### CHALLENGE
Produce an exact transcription of the listing below, omitting the pictures.

### RAW DATA

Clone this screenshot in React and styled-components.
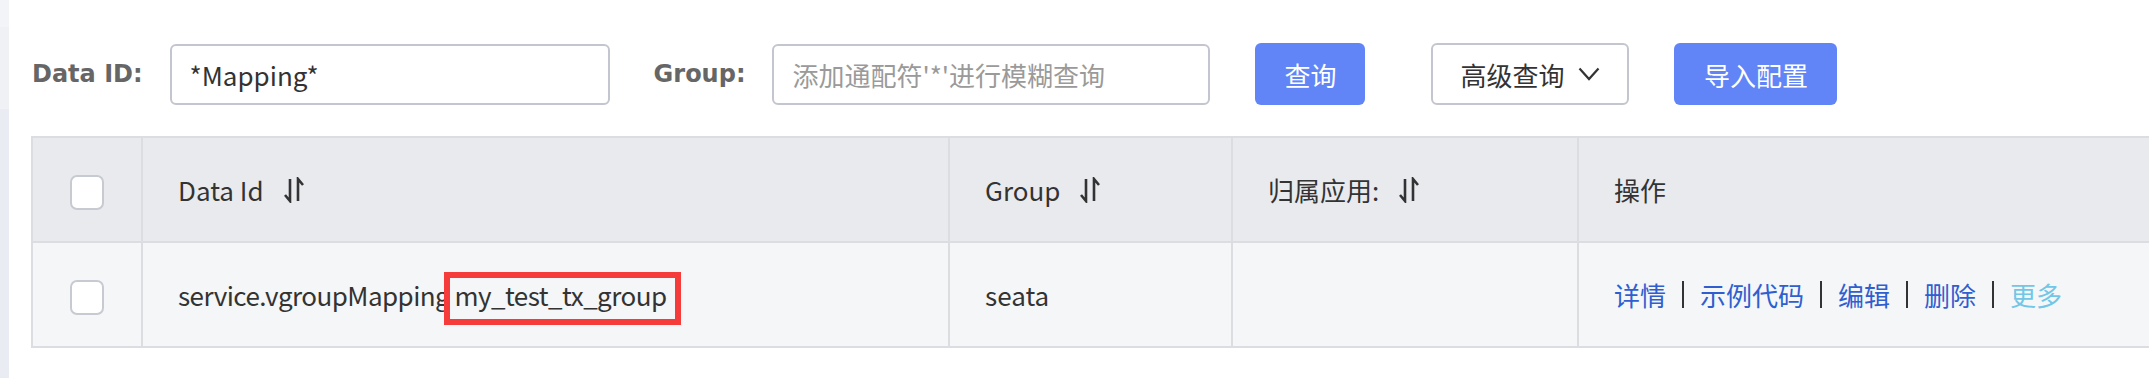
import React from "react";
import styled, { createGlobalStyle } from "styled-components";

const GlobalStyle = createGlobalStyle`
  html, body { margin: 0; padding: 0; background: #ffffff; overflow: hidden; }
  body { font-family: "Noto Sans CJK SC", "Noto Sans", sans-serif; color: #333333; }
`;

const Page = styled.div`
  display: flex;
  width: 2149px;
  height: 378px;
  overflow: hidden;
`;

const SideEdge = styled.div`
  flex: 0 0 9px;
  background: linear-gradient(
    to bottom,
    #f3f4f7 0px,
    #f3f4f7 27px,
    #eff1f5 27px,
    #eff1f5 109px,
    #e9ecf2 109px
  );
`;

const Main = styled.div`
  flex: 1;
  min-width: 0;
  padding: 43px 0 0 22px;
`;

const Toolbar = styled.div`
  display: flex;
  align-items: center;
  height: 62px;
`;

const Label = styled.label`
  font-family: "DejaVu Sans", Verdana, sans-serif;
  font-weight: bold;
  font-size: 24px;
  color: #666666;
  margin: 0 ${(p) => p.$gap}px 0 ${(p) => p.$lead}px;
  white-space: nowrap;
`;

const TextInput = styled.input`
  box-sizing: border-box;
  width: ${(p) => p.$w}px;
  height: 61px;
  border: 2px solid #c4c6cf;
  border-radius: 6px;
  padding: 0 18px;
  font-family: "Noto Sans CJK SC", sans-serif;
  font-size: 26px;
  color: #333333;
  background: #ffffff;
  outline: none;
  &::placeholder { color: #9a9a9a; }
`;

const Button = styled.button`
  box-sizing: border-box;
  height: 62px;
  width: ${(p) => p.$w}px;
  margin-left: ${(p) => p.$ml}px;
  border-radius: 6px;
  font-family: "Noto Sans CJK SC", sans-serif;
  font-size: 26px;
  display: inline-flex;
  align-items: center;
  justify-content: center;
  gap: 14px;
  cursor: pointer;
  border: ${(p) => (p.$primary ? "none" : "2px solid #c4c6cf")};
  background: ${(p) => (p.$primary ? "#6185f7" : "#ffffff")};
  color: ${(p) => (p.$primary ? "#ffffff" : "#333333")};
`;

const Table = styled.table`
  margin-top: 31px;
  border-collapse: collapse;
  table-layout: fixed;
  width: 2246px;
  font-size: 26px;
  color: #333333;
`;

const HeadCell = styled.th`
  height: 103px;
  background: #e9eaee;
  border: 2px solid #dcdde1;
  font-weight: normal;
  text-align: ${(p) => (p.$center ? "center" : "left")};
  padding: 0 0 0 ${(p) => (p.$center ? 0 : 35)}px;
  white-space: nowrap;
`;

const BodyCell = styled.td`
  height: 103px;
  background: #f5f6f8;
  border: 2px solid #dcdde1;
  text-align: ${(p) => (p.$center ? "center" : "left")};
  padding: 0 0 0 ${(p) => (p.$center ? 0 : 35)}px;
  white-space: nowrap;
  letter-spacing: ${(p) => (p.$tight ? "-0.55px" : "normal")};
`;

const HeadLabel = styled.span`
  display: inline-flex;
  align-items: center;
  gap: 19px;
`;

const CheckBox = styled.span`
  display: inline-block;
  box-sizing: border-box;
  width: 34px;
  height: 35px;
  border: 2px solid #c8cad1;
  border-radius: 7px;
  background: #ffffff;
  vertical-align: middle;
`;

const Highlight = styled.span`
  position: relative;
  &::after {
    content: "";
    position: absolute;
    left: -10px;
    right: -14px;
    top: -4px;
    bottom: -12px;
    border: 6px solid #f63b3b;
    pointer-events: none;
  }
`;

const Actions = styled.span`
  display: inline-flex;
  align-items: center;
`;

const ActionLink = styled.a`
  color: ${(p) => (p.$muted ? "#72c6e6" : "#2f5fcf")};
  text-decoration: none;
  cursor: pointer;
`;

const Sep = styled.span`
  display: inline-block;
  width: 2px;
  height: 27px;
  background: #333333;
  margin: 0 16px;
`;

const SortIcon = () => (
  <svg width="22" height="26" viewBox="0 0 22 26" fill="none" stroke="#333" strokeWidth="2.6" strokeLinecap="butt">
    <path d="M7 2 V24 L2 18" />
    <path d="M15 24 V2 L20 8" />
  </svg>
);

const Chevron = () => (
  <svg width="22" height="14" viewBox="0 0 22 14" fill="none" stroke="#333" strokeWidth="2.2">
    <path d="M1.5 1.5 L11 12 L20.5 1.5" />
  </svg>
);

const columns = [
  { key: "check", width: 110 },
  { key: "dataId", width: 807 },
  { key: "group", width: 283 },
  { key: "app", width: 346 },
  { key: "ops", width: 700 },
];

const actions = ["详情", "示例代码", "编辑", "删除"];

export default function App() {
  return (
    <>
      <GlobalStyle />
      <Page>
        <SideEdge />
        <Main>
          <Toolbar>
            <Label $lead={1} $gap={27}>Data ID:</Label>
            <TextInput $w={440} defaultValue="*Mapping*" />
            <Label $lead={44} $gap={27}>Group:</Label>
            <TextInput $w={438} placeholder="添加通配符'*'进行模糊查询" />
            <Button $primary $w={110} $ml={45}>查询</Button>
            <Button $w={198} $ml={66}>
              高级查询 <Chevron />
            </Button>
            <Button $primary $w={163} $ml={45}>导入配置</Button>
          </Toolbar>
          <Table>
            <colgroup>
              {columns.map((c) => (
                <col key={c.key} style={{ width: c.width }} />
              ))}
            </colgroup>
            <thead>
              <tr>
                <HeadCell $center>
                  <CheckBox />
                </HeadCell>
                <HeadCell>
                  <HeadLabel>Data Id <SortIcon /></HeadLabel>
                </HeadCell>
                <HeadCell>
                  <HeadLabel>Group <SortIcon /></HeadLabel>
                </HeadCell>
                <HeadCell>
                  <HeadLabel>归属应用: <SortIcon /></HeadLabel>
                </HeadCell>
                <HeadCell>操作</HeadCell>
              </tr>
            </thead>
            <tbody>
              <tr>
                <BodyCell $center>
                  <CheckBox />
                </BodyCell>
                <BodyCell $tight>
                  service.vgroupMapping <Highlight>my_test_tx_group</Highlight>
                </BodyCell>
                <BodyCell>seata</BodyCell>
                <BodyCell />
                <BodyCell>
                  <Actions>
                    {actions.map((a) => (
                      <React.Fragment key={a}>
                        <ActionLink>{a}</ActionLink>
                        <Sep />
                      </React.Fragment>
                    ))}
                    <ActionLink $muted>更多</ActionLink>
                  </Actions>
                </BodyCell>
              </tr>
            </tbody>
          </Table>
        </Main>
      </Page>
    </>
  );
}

### OUTPUT OF THE TASK
Clone this screenshot in React and styled-components.
import React from "react";
import styled, { createGlobalStyle } from "styled-components";

const GlobalStyle = createGlobalStyle`
  html, body { margin: 0; padding: 0; background: #ffffff; overflow: hidden; }
  body { font-family: "Noto Sans CJK SC", "Noto Sans", sans-serif; color: #333333; }
`;

const Page = styled.div`
  display: flex;
  width: 2149px;
  height: 378px;
  overflow: hidden;
`;

const SideEdge = styled.div`
  flex: 0 0 9px;
  background: linear-gradient(
    to bottom,
    #f3f4f7 0px,
    #f3f4f7 27px,
    #eff1f5 27px,
    #eff1f5 109px,
    #e9ecf2 109px
  );
`;

const Main = styled.div`
  flex: 1;
  min-width: 0;
  padding: 43px 0 0 22px;
`;

const Toolbar = styled.div`
  display: flex;
  align-items: center;
  height: 62px;
`;

const Label = styled.label`
  font-family: "DejaVu Sans", Verdana, sans-serif;
  font-weight: bold;
  font-size: 24px;
  color: #666666;
  margin: 0 ${(p) => p.$gap}px 0 ${(p) => p.$lead}px;
  white-space: nowrap;
`;

const TextInput = styled.input`
  box-sizing: border-box;
  width: ${(p) => p.$w}px;
  height: 61px;
  border: 2px solid #c4c6cf;
  border-radius: 6px;
  padding: 0 18px;
  font-family: "Noto Sans CJK SC", sans-serif;
  font-size: 26px;
  color: #333333;
  background: #ffffff;
  outline: none;
  &::placeholder { color: #9a9a9a; }
`;

const Button = styled.button`
  box-sizing: border-box;
  height: 62px;
  width: ${(p) => p.$w}px;
  margin-left: ${(p) => p.$ml}px;
  border-radius: 6px;
  font-family: "Noto Sans CJK SC", sans-serif;
  font-size: 26px;
  display: inline-flex;
  align-items: center;
  justify-content: center;
  gap: 14px;
  cursor: pointer;
  border: ${(p) => (p.$primary ? "none" : "2px solid #c4c6cf")};
  background: ${(p) => (p.$primary ? "#6185f7" : "#ffffff")};
  color: ${(p) => (p.$primary ? "#ffffff" : "#333333")};
`;

const Table = styled.table`
  margin-top: 31px;
  border-collapse: collapse;
  table-layout: fixed;
  width: 2246px;
  font-size: 26px;
  color: #333333;
`;

const HeadCell = styled.th`
  height: 103px;
  background: #e9eaee;
  border: 2px solid #dcdde1;
  font-weight: normal;
  text-align: ${(p) => (p.$center ? "center" : "left")};
  padding: 0 0 0 ${(p) => (p.$center ? 0 : 35)}px;
  white-space: nowrap;
`;

const BodyCell = styled.td`
  height: 103px;
  background: #f5f6f8;
  border: 2px solid #dcdde1;
  text-align: ${(p) => (p.$center ? "center" : "left")};
  padding: 0 0 0 ${(p) => (p.$center ? 0 : 35)}px;
  white-space: nowrap;
  letter-spacing: ${(p) => (p.$tight ? "-0.55px" : "normal")};
`;

const HeadLabel = styled.span`
  display: inline-flex;
  align-items: center;
  gap: 19px;
`;

const CheckBox = styled.span`
  display: inline-block;
  box-sizing: border-box;
  width: 34px;
  height: 35px;
  border: 2px solid #c8cad1;
  border-radius: 7px;
  background: #ffffff;
  vertical-align: middle;
`;

const Highlight = styled.span`
  position: relative;
  &::after {
    content: "";
    position: absolute;
    left: -10px;
    right: -14px;
    top: -4px;
    bottom: -12px;
    border: 6px solid #f63b3b;
    pointer-events: none;
  }
`;

const Actions = styled.span`
  display: inline-flex;
  align-items: center;
`;

const ActionLink = styled.a`
  color: ${(p) => (p.$muted ? "#72c6e6" : "#2f5fcf")};
  text-decoration: none;
  cursor: pointer;
`;

const Sep = styled.span`
  display: inline-block;
  width: 2px;
  height: 27px;
  background: #333333;
  margin: 0 16px;
`;

const SortIcon = () => (
  <svg width="22" height="26" viewBox="0 0 22 26" fill="none" stroke="#333" strokeWidth="2.6" strokeLinecap="butt">
    <path d="M7 2 V24 L2 18" />
    <path d="M15 24 V2 L20 8" />
  </svg>
);

const Chevron = () => (
  <svg width="22" height="14" viewBox="0 0 22 14" fill="none" stroke="#333" strokeWidth="2.2">
    <path d="M1.5 1.5 L11 12 L20.5 1.5" />
  </svg>
);

const columns = [
  { key: "check", width: 110 },
  { key: "dataId", width: 807 },
  { key: "group", width: 283 },
  { key: "app", width: 346 },
  { key: "ops", width: 700 },
];

const actions = ["详情", "示例代码", "编辑", "删除"];

export default function App() {
  return (
    <>
      <GlobalStyle />
      <Page>
        <SideEdge />
        <Main>
          <Toolbar>
            <Label $lead={1} $gap={27}>Data ID:</Label>
            <TextInput $w={440} defaultValue="*Mapping*" />
            <Label $lead={44} $gap={27}>Group:</Label>
            <TextInput $w={438} placeholder="添加通配符'*'进行模糊查询" />
            <Button $primary $w={110} $ml={45}>查询</Button>
            <Button $w={198} $ml={66}>
              高级查询 <Chevron />
            </Button>
            <Button $primary $w={163} $ml={45}>导入配置</Button>
          </Toolbar>
          <Table>
            <colgroup>
              {columns.map((c) => (
                <col key={c.key} style={{ width: c.width }} />
              ))}
            </colgroup>
            <thead>
              <tr>
                <HeadCell $center>
                  <CheckBox />
                </HeadCell>
                <HeadCell>
                  <HeadLabel>Data Id <SortIcon /></HeadLabel>
                </HeadCell>
                <HeadCell>
                  <HeadLabel>Group <SortIcon /></HeadLabel>
                </HeadCell>
                <HeadCell>
                  <HeadLabel>归属应用: <SortIcon /></HeadLabel>
                </HeadCell>
                <HeadCell>操作</HeadCell>
              </tr>
            </thead>
            <tbody>
              <tr>
                <BodyCell $center>
                  <CheckBox />
                </BodyCell>
                <BodyCell $tight>
                  service.vgroupMapping <Highlight>my_test_tx_group</Highlight>
                </BodyCell>
                <BodyCell>seata</BodyCell>
                <BodyCell />
                <BodyCell>
                  <Actions>
                    {actions.map((a) => (
                      <React.Fragment key={a}>
                        <ActionLink>{a}</ActionLink>
                        <Sep />
                      </React.Fragment>
                    ))}
                    <ActionLink $muted>更多</ActionLink>
                  </Actions>
                </BodyCell>
              </tr>
            </tbody>
          </Table>
        </Main>
      </Page>
    </>
  );
}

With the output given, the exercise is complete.